Legislation is passed creating a Metropolitan Stadium district in Denver. Voters are informed a four-county metropolitan region will vote on building a multimillion-dollar all-purpose stadium before March, 1967. One of the major provisions of the bill is that tenants—the football Broncos and baseball Bears—sign a 10-year lease. Internal problems, which seem to follow Cookie Gilchrist as stubbornly as opposing linebackers, surface again, with Speedie and his top offensive player finally reaching a point of no return. Gilchrist, a holdout, is traded to Miami. The Broncos feel the effects of his absence in the first game of the season. Houston beats them, 45-7, and the Broncos fail to generate even one first down. A week later, a 24-10 loss to Boston, Speedie resigns. Ray Malavasi, the line coach, is named the interim head coach. Late in December, Lou Saban is signed to a 10-year contract as coach and general manager.
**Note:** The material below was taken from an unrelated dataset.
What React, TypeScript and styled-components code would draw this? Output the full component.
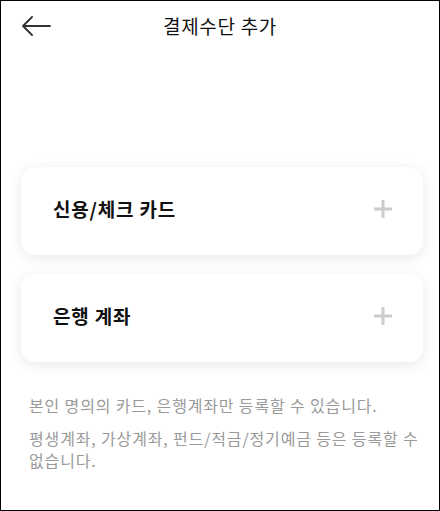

Voters turn down the stadium bond issue, but Broncos fans immediately organize a fund-raising drive to improve Bears Stadium and keep the team in Denver. Floyd Little, the Syracuse All-America running back, becomes the first number-one draft choice ever to sign with the Broncos. Denver beats Detroit, 13-7, in a preseason game; it is the first time an AFL team wins a game over an NFL team. The Broncos give up two number-one draft choices to San Diego for quarterback Steve Tensi. The season-ticket count reaches a record of 24,650. A single-game attendance record is set when 35,565 watch Denver lose to the New York Jets, 38-24. Building toward the future, Lou Saban starts as many as 15 rookies during the season, which the Broncos finish at 3-11.
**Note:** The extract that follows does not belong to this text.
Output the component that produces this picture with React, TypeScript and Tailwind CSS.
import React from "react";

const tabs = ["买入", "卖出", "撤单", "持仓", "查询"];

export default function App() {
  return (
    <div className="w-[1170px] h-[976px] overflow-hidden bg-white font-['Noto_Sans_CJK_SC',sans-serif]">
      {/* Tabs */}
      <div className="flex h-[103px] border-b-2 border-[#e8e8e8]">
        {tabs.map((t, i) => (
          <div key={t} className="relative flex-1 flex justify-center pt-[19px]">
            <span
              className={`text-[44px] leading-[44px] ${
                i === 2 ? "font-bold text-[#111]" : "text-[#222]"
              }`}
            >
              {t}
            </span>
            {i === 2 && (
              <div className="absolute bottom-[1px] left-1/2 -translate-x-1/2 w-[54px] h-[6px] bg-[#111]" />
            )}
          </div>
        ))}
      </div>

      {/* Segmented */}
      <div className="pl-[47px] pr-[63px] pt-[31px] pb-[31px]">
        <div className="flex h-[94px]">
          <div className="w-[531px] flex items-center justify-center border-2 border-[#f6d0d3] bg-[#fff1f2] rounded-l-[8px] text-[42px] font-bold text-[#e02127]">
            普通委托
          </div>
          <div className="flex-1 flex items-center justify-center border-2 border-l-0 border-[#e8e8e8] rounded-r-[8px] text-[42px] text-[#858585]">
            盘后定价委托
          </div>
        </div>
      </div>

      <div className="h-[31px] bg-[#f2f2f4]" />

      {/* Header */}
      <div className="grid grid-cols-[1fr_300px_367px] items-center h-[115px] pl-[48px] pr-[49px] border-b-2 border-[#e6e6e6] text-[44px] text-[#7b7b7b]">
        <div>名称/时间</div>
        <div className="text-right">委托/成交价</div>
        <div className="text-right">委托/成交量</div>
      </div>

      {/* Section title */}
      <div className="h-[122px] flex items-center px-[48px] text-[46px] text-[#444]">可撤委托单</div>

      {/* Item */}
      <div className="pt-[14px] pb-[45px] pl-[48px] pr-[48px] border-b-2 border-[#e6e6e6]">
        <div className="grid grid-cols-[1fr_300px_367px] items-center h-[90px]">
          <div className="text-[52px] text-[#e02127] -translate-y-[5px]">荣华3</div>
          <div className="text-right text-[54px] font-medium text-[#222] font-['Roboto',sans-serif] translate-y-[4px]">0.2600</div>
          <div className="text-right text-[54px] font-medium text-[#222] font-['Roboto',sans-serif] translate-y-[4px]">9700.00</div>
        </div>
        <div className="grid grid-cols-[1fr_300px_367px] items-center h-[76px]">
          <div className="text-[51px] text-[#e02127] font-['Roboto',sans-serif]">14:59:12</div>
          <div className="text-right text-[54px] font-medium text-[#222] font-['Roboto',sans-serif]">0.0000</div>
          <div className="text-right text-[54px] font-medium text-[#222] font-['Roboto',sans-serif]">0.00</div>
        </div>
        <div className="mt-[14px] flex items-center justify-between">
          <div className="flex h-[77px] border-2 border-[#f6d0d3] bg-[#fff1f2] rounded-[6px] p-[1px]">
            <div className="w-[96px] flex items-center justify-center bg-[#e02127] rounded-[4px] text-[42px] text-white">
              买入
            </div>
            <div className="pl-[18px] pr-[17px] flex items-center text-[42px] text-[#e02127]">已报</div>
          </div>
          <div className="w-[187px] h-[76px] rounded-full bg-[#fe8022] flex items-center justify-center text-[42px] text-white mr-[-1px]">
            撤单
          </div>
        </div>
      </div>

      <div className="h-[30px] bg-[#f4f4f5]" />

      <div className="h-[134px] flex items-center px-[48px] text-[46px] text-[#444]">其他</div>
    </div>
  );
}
The civic drive to raise $1.8 million ends successfully and the city of Denver receives the stadium as a gift after the purchase of the facility from Empire Sports, by a non-profit group. Construction begins on a 16,000-seat upper deck that will raise capacity to 50,000. Another new season ticket record of 27,348 is reached. The Broncos draw more than 50,000 for the first time, when 50,002 watch Denver and Oakland play, November 10. Bears Stadium is officially renamed Denver Mile High Stadium. On the field, the Broncos win five games behind the play of Floyd Little and quarterback Marlin Briscoe, the first black to play regularly at quarterback in the AFL.
The Broncos start the season with victories over Boston and the New York Jets. Floyd Little has a 166-yard rushing day, the top single-game yardage figure for an AFL back, October 19. But injuries slow the Broncos. Steve Tensi is bothered by a bad knee. Little misses five games with shoulder and knee problems. He finishes fifth in the league in rushing (729 yards), after leading it before his injuries. A 13-0 win over San Diego at Mile High Stadium is the Broncos’ first shutout ever. They finish the season 5-8-1.